02/03/2021

Diário da Peste: A morte vos cumprimenta

    Completamos um ano desde que o sinistro manto da morte cobriu o mundo, substituindo o vai e vem da Lua e do Sol pelo "sem cor" uniforme, que juntou dias e  noites e espalhou o medo em todos os cantos.
      Mais uma semana e eu vou fechar a conta de 325 dias recluso nos limites do pátio. As saídas foram reduzidas, gradativamente. Agora uma única saída e comprar o essencial para sobreviver, em alimentos e medicação. O whatsapp, o messenger e o skype se transformaram em parceiros protetores, viabilizadores dos exercícios físicos, das aulas, das reuniões de trabalho, passeios e visitas à amigos e aos filhos. O celular é a ferramenta para encurtar distâncias, resolver pagamentos e eliminar idas ao banco.
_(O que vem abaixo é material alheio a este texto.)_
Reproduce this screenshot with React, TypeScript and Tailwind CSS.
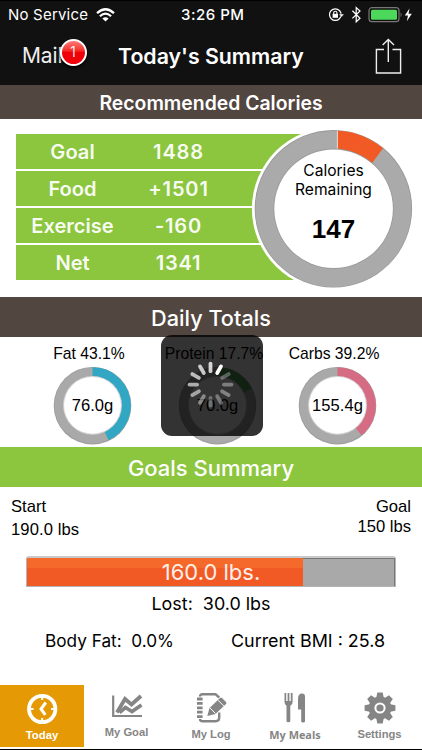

      Ouvi minha própria voz, na gravação do programa que enviei para a rádio. Nem lembrava mais como era. Meus filhos, pela internet, observaram que meu cabelo está mais ralo, e, porque tirei a barba à pedido deles, tenho mais rugas ao redor dos olhos e no pescoço. Notei, pela tela do notebook, que meu irmão está com o cabelo mais branco. Olhando velhas fotos que resolvi digitalizar, aproveitando o tempo recluso para organizar arquivos, senti saudades de lugares por onde andei, das amigas e amigos, dos encontros etílico-gastronômicos, do barulho do mar, do cheiro da grama molhada pela chuva. 
      No Brasil, hoje, morreram mais de 1700 pessoas, só entre as vítimas da peste. O Rio Grande do Sul contribuiu com 185, destes, 44 eram de Porto Alegre. Antes do dia 8 de março, Dia Internacional da Mulher, chegaremos aos 260mil mortos no país. Meu pai entrou nesta lista em agosto do ano passado. Bem no meio da crise da peste. Pobre do meu país. Pobre da minha gente. Não tem hospital, não tem antídoto, não tem solução, não tem esperança.
        Nasci aqui. O Brasil tem o tamanho de um continente. Mas tem a irresponsabilidade maior que isto. A peste não matou sozinha. Ela teve ajuda. O governo nefasto, néscio, nojento, forneceu as armas e escondeu os remédios. O massacre ficou na conta dos seus lunáticos seguidores. Matam e morrem. É a dança louca dos fanáticos. Assassinam e cometem suicídio. Morrem abraçados à suas vítimas. Um estranho e doente comportamento, como o da tarântula. Mas o arquiteto do terror permanece. Ele se alimenta do ódio e do sangue. Saqueiam, roubam, estupram. Em meio ao caos, vivem, sem rumo, erráticos. Hipnotizados, seguem a melodia da morte. A morte tem nome. Ela se chama fascismo. E, agora, vos cumprimenta.